La fondation du couple milliardaire est aussi très impliquée dans le Fonds mondial de lutte contre le sida, la tuberculose et le paludisme auquel elle a versé pas moins de 2,49 milliards de dollars et promis d’en verser 760 millions pour la période 2020-2022. Elle est encore plus généreuse envers GAVI qu’elle a financée à hauteur de 4,1 milliards de dollars depuis 2000. En 2020, elle a promis d’apporter un financement de 1,6 milliard pour la période 2021-2025. Même si elle n’est pas basée à Genève, mais contribue à son écosystème, la Coalition pour les innovations en matière de préparation aux épidémies (CEPI) bénéficie aussi grandement de la philanthropie sanitaire des Gates.
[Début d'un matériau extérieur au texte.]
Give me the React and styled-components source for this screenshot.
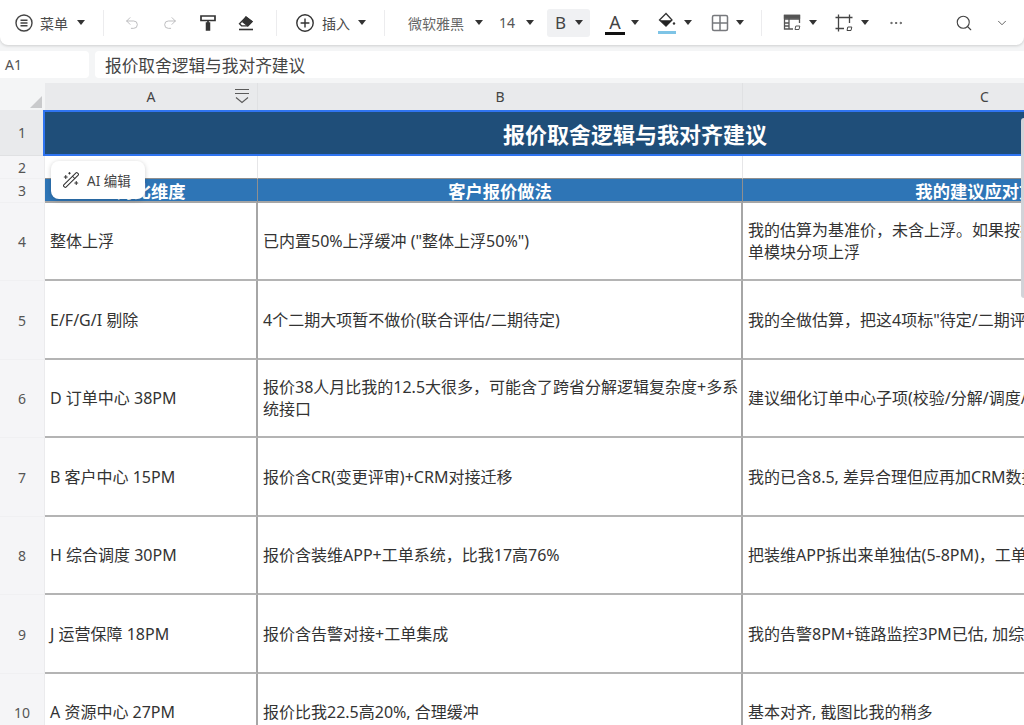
import React from 'react';
import styled, { createGlobalStyle } from 'styled-components';
import { Undo2, Redo2, Search, ChevronDown, Ellipsis, Plus, WandSparkles } from 'lucide-react';

const FONT = `"Noto Sans", "Noto Sans CJK SC", sans-serif`;

const GlobalStyle = createGlobalStyle`
  html, body {
    margin: 0;
    padding: 0;
    height: 100%;
    overflow: hidden;
    background: #f4f5f6;
    font-family: ${FONT};
  }
`;

const Page = styled.div`
  position: relative;
  width: 1024px;
  height: 725px;
  overflow: hidden;
  display: flex;
  flex-direction: column;
  background: #f4f5f6;
`;

const Toolbar = styled.div`
  flex: none;
  height: 45px;
  display: flex;
  align-items: center;
  padding-left: 15px;
  background: #fff;
  border-radius: 0 0 8px 8px;
  box-shadow: 0 1px 3px rgba(0, 0, 0, 0.16);
  color: #444;
`;

const Slot = styled.div`
  flex: none;
  display: flex;
  align-items: center;
  justify-content: center;
  width: ${(p) => p.$w}px;
  margin-left: ${(p) => p.$ml || 0}px;
  color: ${(p) => (p.$muted ? '#b4b4b6' : 'inherit')};
`;

const Label = styled.span`
  flex: none;
  margin-left: ${(p) => p.$ml || 0}px;
  width: ${(p) => p.$w}px;
  font-size: 14px;
  white-space: nowrap;
  color: ${(p) => p.$color || '#4a4a4a'};
`;

const Caret = styled.span`
  flex: none;
  margin-left: ${(p) => p.$ml || 0}px;
  width: 0;
  height: 0;
  border-left: 4px solid transparent;
  border-right: 4px solid transparent;
  border-top: 5px solid #333;
`;

const Divider = styled.span`
  flex: none;
  margin-left: ${(p) => p.$ml || 0}px;
  width: 1px;
  height: 26px;
  background: #ececee;
`;

const BoldButton = styled.div`
  flex: none;
  margin-left: ${(p) => p.$ml || 0}px;
  width: 43px;
  height: 28px;
  display: flex;
  align-items: center;
  padding-left: 8px;
  box-sizing: border-box;
  gap: 9px;
  border-radius: 3px;
  background: #f0f1f3;
  font-size: 17px;
  color: #444;
`;

const ColorGlyph = styled.div`
  flex: none;
  margin-left: ${(p) => p.$ml || 0}px;
  width: 20px;
  height: 24px;
  display: flex;
  flex-direction: column;
  align-items: center;
  justify-content: flex-end;
  font-size: 18px;
  line-height: 20px;
  color: #444;
  border-bottom: 3px solid #111;
  box-sizing: border-box;
`;

const FormulaRow = styled.div`
  flex: none;
  display: flex;
  gap: 6px;
  height: 27px;
  margin-top: 6px;
`;

const NameBox = styled.div`
  flex: none;
  width: 89px;
  box-sizing: border-box;
  padding-left: 5px;
  display: flex;
  align-items: center;
  background: #fff;
  border-radius: 0 4px 4px 0;
  font-size: 14px;
  color: #555;
`;

const FormulaInput = styled.div`
  flex: 1;
  box-sizing: border-box;
  padding-left: 10px;
  display: flex;
  align-items: center;
  background: #fff;
  border-radius: 4px 0 0 4px;
  font-size: 16.7px;
  color: #444;
`;

const Sheet = styled.div`
  flex: none;
  margin-top: 5px;
  display: grid;
  grid-template-columns: 45px 213px 485px 484px;
  grid-template-rows: 27px 46px 23px 24px 78px 79px 78px 79px 78px 79px 78px;
  width: 1227px;
  background: #fff;
`;

const Corner = styled.div`
  display: flex;
  align-items: flex-end;
  justify-content: flex-end;
  padding: 0 3px 2px 0;
  background: #f4f5f6;
`;

const Triangle = styled.span`
  width: 0;
  height: 0;
  border-left: 12px solid transparent;
  border-bottom: 12px solid #c9cacc;
`;

const ColHead = styled.div`
  position: relative;
  display: flex;
  align-items: center;
  justify-content: center;
  background: #e9eaec;
  border-right: 1px solid #e0e1e3;
  font-size: 14px;
  color: #444;
`;

const FilterIcon = styled.span`
  position: absolute;
  right: 7px;
  top: 5px;
  display: flex;
`;

const RowHead = styled.div`
  display: flex;
  align-items: center;
  justify-content: center;
  background: ${(p) => (p.$active ? '#e9eaec' : '#f5f5f7')};
  border-bottom: 1px solid ${(p) => (p.$active ? '#e0e1e3' : '#f0f0f2')};
  border-right: 1px solid #ebebed;
  box-sizing: border-box;
  font-size: 14px;
  color: #555;
`;

const TitleCell = styled.div`
  grid-column: 2 / 5;
  display: flex;
  align-items: center;
  justify-content: center;
  box-sizing: border-box;
  margin-left: -2px;
  border: 2px solid #2f74f0;
  background: #1f4e79;
  color: #fff;
  font-size: 22px;
  font-weight: 700;
`;

const EmptyCell = styled.div`
  border-right: 1px solid #e6e6e8;
  border-bottom: 1px solid #8f8f8f;
`;

const HeadCell = styled.div`
  display: flex;
  align-items: center;
  justify-content: center;
  box-sizing: border-box;
  background: #2e75b6;
  color: #fff;
  font-size: 17.3px;
  font-weight: 700;
  white-space: nowrap;
  border-right: 1px solid #8f8f8f;
  border-bottom: 2px solid #a6a6a6;
`;

const Cell = styled.div`
  display: flex;
  align-items: center;
  box-sizing: border-box;
  padding-left: 5px;
  font-size: 16px;
  line-height: 22px;
  color: #333;
  white-space: pre;
  overflow: hidden;
  border-right: 2px solid #a6a6a6;
  border-bottom: 2px solid #b4b4b4;
`;

const AiPopup = styled.div`
  position: absolute;
  left: 51px;
  top: 161px;
  width: 94px;
  height: 38px;
  display: flex;
  align-items: center;
  gap: 7px;
  padding-left: 11px;
  box-sizing: border-box;
  background: #fff;
  border-radius: 8px;
  box-shadow: 0 1px 5px rgba(0, 0, 0, 0.2);
  font-size: 13.5px;
  color: #444;
  white-space: nowrap;
`;

const ScrollThumb = styled.div`
  position: absolute;
  right: 0;
  top: 118px;
  width: 3px;
  height: 180px;
  background: #d2d3d8;
  border-radius: 3px 0 0 3px;
`;

const MenuIcon = () => (
  <svg width="18" height="18" viewBox="0 0 18 18" fill="none" stroke="#444" strokeWidth="1.4">
    <circle cx="9" cy="9" r="8" />
    <path d="M5.5 6.2h7M5.5 9h7M5.5 11.8h7" />
  </svg>
);

const PaintIcon = () => (
  <svg width="16" height="17" viewBox="0 0 16 17" fill="none" stroke="#333" strokeWidth="1.7">
    <path d="M1 2h14v4.5H1z" />
    <path d="M8 6.5v2.5" />
    <path d="M6.6 9h2.8v7H6.6z" fill="#333" />
  </svg>
);

const EraserIcon = () => (
  <svg width="16" height="16" viewBox="0 0 16 16" fill="none" stroke="#333" strokeWidth="1.3">
    <path d="M1.5 8.8 8 2l6 4.6-4.2 4.2H3.6z" />
    <path d="M8 2l6 4.6-4.2 4.2-5-3.9z" fill="#333" />
    <path d="M1 14.5h14" strokeWidth="1.6" />
  </svg>
);

const FillIcon = () => (
  <svg width="18" height="22" viewBox="0 0 18 22" fill="none">
    <path d="M8 1.5 1.5 8l6.5 6 6-6z" stroke="#333" strokeWidth="1.3" />
    <path d="M2 8.2h12L8 14z" fill="#222" />
    <circle cx="16" cy="11.5" r="1.2" fill="#333" />
    <rect x="0" y="19" width="18" height="3" fill="#7ec4e6" />
  </svg>
);

const BorderIcon = () => (
  <svg width="18" height="18" viewBox="0 0 18 18" fill="none" stroke="#77797d" strokeWidth="1.5">
    <rect x="1.5" y="1.5" width="15" height="15" rx="1.5" />
    <path d="M9 1.5v15M1.5 9h15" />
  </svg>
);

const TableIcon = () => (
  <svg width="18" height="17" viewBox="0 0 18 17" fill="none" stroke="#555" strokeWidth="1.3">
    <path d="M10 15H1.5V1.5h15V9" />
    <path d="M1.5 5h15M6 1.5V15M1.5 9h4.5M1.5 12h4.5" />
    <path d="M1.5 1.5h15V4h-15z" fill="#555" />
    <path d="M12 15.5l.8-3.5h4l-.8 3.5z" strokeWidth="1" />
  </svg>
);

const CropIcon = () => (
  <svg width="18" height="18" viewBox="0 0 18 18" fill="none" stroke="#444" strokeWidth="1.3">
    <path d="M0.5 3.5h17M3.5 0.5v17M0.5 14.5H9M14.5 0.5V9" />
    <path d="M12 16.5l.8-3.5h4l-.8 3.5z" strokeWidth="1" />
  </svg>
);

const FilterGlyph = () => (
  <svg width="16" height="16" viewBox="0 0 16 16" fill="none" stroke="#5a5a5a" strokeWidth="1.1">
    <path d="M1 1.5h14M1 5.5h14" />
    <path d="M2 9.5l6 5 6-5" />
  </svg>
);

const rowHeads = [4, 5, 6, 7, 8, 9, 10];

const rows = [
  ['整体上浮', '已内置50%上浮缓冲 ("整体上浮50%")', '我的估算为基准价，未含上浮。如果按报价口径对齐需逐\n单模块分项上浮'],
  ['E/F/G/I 剔除', '4个二期大项暂不做价(联合评估/二期待定)', '我的全做估算，把这4项标"待定/二期评估"'],
  ['D 订单中心 38PM', '报价38人月比我的12.5大很多，可能含了跨省分解逻辑复杂度+多系\n统接口', '建议细化订单中心子项(校验/分解/调度/路由)'],
  ['B 客户中心 15PM', '报价含CR(变更评审)+CRM对接迁移', '我的已含8.5, 差异合理但应再加CRM数据迁移'],
  ['H 综合调度 30PM', '报价含装维APP+工单系统，比我17高76%', '把装维APP拆出来单独估(5-8PM)，工单系统另算'],
  ['J 运营保障 18PM', '报价含告警对接+工单集成', '我的告警8PM+链路监控3PM已估, 加综合看板'],
  ['A 资源中心 27PM', '报价比我22.5高20%, 合理缓冲', '基本对齐, 截图比我的稍多'],
];

const App = () => (
  <Page>
    <GlobalStyle />
    <Toolbar>
      <Slot $w={18}><MenuIcon /></Slot>
      <Label $ml={7} $w={29}>菜单</Label>
      <Caret $ml={8} />
      <Divider $ml={18} />
      <Slot $ml={20} $w={16} $muted><Undo2 size={18} strokeWidth={1.3} /></Slot>
      <Slot $ml={22} $w={16} $muted><Redo2 size={18} strokeWidth={1.3} /></Slot>
      <Slot $ml={22} $w={16}><PaintIcon /></Slot>
      <Slot $ml={22} $w={16}><EraserIcon /></Slot>
      <Divider $ml={22} />
      <Slot $ml={19} $w={18}>
        <svg width="18" height="18" viewBox="0 0 18 18" fill="none" stroke="#333" strokeWidth="1.4">
          <circle cx="9" cy="9" r="8.2" />
          <path d="M9 4.6v8.8M4.6 9h8.8" />
        </svg>
      </Slot>
      <Label $ml={8} $w={28}>插入</Label>
      <Caret $ml={8} />
      <Divider $ml={18} />
      <Label $ml={23} $w={56} $color="#666">微软雅黑</Label>
      <Caret $ml={11} />
      <Label $ml={16} $w={17} $color="#555">14</Label>
      <Caret $ml={10} />
      <BoldButton $ml={13}>
        B
        <Caret />
      </BoldButton>
      <ColorGlyph $ml={15}>A</ColorGlyph>
      <Caret $ml={6} />
      <Slot $ml={19} $w={18}><FillIcon /></Slot>
      <Caret $ml={8} />
      <Slot $ml={19} $w={18}><BorderIcon /></Slot>
      <Caret $ml={7} />
      <Divider $ml={17} />
      <Slot $ml={21} $w={18}><TableIcon /></Slot>
      <Caret $ml={8} />
      <Slot $ml={18} $w={18}><CropIcon /></Slot>
      <Caret $ml={8} />
      <Slot $ml={19} $w={16}><Ellipsis size={18} strokeWidth={1.5} color="#555" /></Slot>
      <Slot $ml={51} $w={18}><Search size={18} strokeWidth={1.5} color="#444" /></Slot>
      <Slot $ml={22} $w={14}><ChevronDown size={18} strokeWidth={1.4} color="#444" /></Slot>
    </Toolbar>

    <FormulaRow>
      <NameBox>A1</NameBox>
      <FormulaInput>报价取舍逻辑与我对齐建议</FormulaInput>
    </FormulaRow>

    <Sheet>
      <Corner><Triangle /></Corner>
      <ColHead>
        A
        <FilterIcon><FilterGlyph /></FilterIcon>
      </ColHead>
      <ColHead>B</ColHead>
      <ColHead>C</ColHead>

      <RowHead $active>1</RowHead>
      <TitleCell>报价取舍逻辑与我对齐建议</TitleCell>

      <RowHead>2</RowHead>
      <EmptyCell />
      <EmptyCell />
      <EmptyCell />

      <RowHead>3</RowHead>
      <HeadCell>对比维度</HeadCell>
      <HeadCell>客户报价做法</HeadCell>
      <HeadCell>我的建议应对方式</HeadCell>

      {rows.map((cells, i) => (
        <React.Fragment key={rowHeads[i]}>
          <RowHead>{rowHeads[i]}</RowHead>
          {cells.map((text) => (
            <Cell key={text}>{text}</Cell>
          ))}
        </React.Fragment>
      ))}
    </Sheet>

    <AiPopup>
      <WandSparkles size={18} strokeWidth={1.4} color="#333" />
      AI 编辑
    </AiPopup>
    <ScrollThumb />
  </Page>
);

export default App;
La générosité de ces deux philanthropes est très appréciable, notamment à l’OMS où les Etats membres rechignent à renforcer l’assise financière de l’organisation. Directeur de l’Institut de santé globale de l’Université de Genève, Antoine Flahault se félicite de «l’extraordinaire générosité» de Bill Gates dont l’action est souvent déterminante. Elle est d’autant plus nécessaire que l’OMS dispose «d’un budget indigent (équivalant à celui des HUG à Genève) au vu des tâches qu’on exige d’elle», poursuit-il. Selon Antoine Flahault, le problème potentiel lié à ce type de financement est qu’il est «fléché», qu’il est destiné à des programmes bien précis choisis par la fondation. «Cela peut potentiellement dérouter les priorités fixées par les Etats membres de l’OMS.» Le risque d’accoutumance à ce type de financement est aussi une fragilité pour l’agence onusienne. Il suffit que le philanthrope change d’idée pour la priver de fonds devenus nécessaires.